Most businesses I know do not have the patience, or more importantly, the mindset to ask themselves honestly if everyone they have is that ‘right’ person on that ‘right’ seat doing that ‘right’ thing? A person who fulfils these 3 criteria is an ‘A’ player; someone who is a natural in creating value in that given capacity.
This process is tedious and requires a different way of looking at staffing and recruitment. But companies who invest in this process to find ‘A’ players gain 3 times the value of a person who is merely ‘staffing’ the role.
Kip Tindell, CEO of The Container Store believes that only ‘A’ players should be hired. Everyone in his company from the store assistant to the management team is carefully selected through a rigorous process. For example, even if you are a junior front line staff, you go through as many as 9 interviews. The Container Store, as Kip says, “sells empty spaces in boxes”. Yet it is has grown huge enough to be listed in the NYSE. For sixteen years, The Container Store was consistently voted in the Fortune’s List of ‘100 Best Places to Work in the USA.
Their secret, according to the company’s president – hire only ‘A’ players. The Right Person, on the Right Seat, doing the Right Thing.
Another aspect of having the right people in the business is to have people who are continuously learning. Here, Harnish starts at the top; he observed that Scale Ups usually have a leadership team that never stops learning. He calls them ‘Rabid learners’. The leaders are not only industry experts in their own right, but they learn and learn, and in doing so, encourage their colleagues to grow and learn. This is even more critical in the 21st Century where things are changing faster than before. Businesses can be made obsolete overnight, so learning is the only way to keep scaling.
Are you intentionally building a system with the 4 ‘Rs’ – Right People, Right Seats, Right things and Rabid Learners?
A company that has the right people policy is poised to scale up.
In a nutshell: Scale Ups are not afraid to invest a lot of time in finding the right people to put on the right seats, to do the right things.
Cash – Cash flow is the oxygen of all businesses. Cut it and a business, no matter how good, dies.
Do you have a strategy to ensure that cash flow is smooth? Most businesses I know accept the payment terms of their industry as something cast in stone.
They often complain, ‘But the industry is like that.’
Do you have to accept that?
Can you be intentional about getting a better cash flow than your competition? Business strategy, by definition, is the intention to achieve differentiation. So we need to be intentional about getting better payment terms than the industry standard if we want an advantage over our competitors in this area. One way to do this to understand and shorten your Cash Conversion Cycle. Which part of the cycle can you work on to shorten it?
Besides a cash flow strategy, it is also important to have a money value strategy. What this means is to understand whether you are getting the best value out of your business model. Is your business model building company value, or is it merely creating profits? If there is a hierarchy of revenue, is your revenue stream giving your company it’s the highest valuation? Thus, for a business to scale, it must have a smooth cash flow, as well as a money value strategy to ensure that the business can grow smoothly and achieve its highest value.

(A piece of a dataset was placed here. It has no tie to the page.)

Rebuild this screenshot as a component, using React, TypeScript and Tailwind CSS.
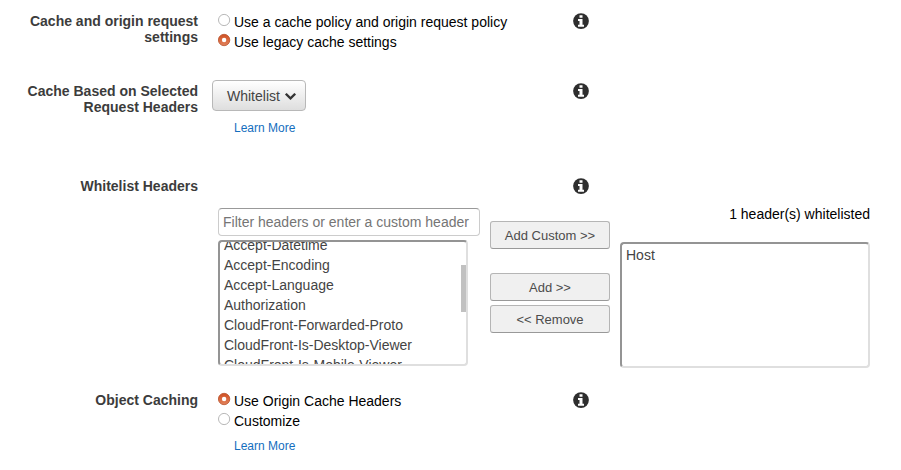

In a nutshell: Scale Ups constantly find ways to improve cash flow, and constantly question and improve their business model.
Execution – The last, but not the least, is how a company executes its strategy. Be it business strategy, people strategy or cash strategy, it all hinges on Execution to get things done systematically. Hence I consider this the most important decision amongst the Four Decisions.
In Gazelles, we put in place three things that help keep a company on track. They are Priorities, Metrics and the Rhythm. These three things form the ‘Execution Culture’. Do you have a great execution culture? Or is execution haphazard and frantic? Are meetings more a waste of time or a time when things get done?
The first step to develop a great execution culture is to understand the differences between a task and a priority in order to develop focus.
Tasks are often mistaken for priorities. What are priorities? Priorities differ from tasks by having a direct leverage on results. Which action has the biggest impact on results? Which action needs to be completed before other actions can take place? When we fire-fight, we are focusing on tasks. When tasks are not differentiated from priorities, businesses become stuck on a treadmill – they work very hard to keep up but they don’t scale.
The Rhythm is like the heartbeat of the company. Irregular heartbeat can cause death in humans, so it is the same for companies. The Rhythm keeps the organisation focused on priorities that will drive the strategy of the company. Without a rhythm, most companies get lost in the day-to-day fire fighting.
How do you set a Rhythm in your business that ensures that strategic priorities are executed and accounted for?
Do you have a system to warn you in advance if things are not going well so that you can take corrective action?
There are some companies who have outstanding strategy, the result of a lot of time and effort put in, only to fail because it was not executed well.
Coming back to the point that strategy is differentiation, if we want to achieve a different result from our competitors, then we need to do things differently. We need to look at Execution differently.
How a company executes strategy is a sign of whether it will scale up.
In a nutshell: Scale Ups invest time to set Rhythms in the business. They don’t allow things to happen by chance. Nor do they miss opportunities because they got too busy with day-to-day things.
There are many ways to determine a company’s potential. Some people look at market size, demographics, macroeconomics and trends etc, but all these are meaningless unless a company is poised to seize the opportunity. There is only so far a business can grow by being at the right place at the right time, or by the entrepreneurial guts of the founders. A business’s potential should be determined by whether the company has the right mindset and skill set towards growth.
In other words, do they have the right approach to scaling up? Their mindset and actions will tell. While they might not have everything laid out in a nice package as explained in this article because business is always messy, but intention is always seen in actions. Thus, as long as a business owner or leader demonstrates an intention to build the characteristics of a scale up in his business, there will be potential for higher growth.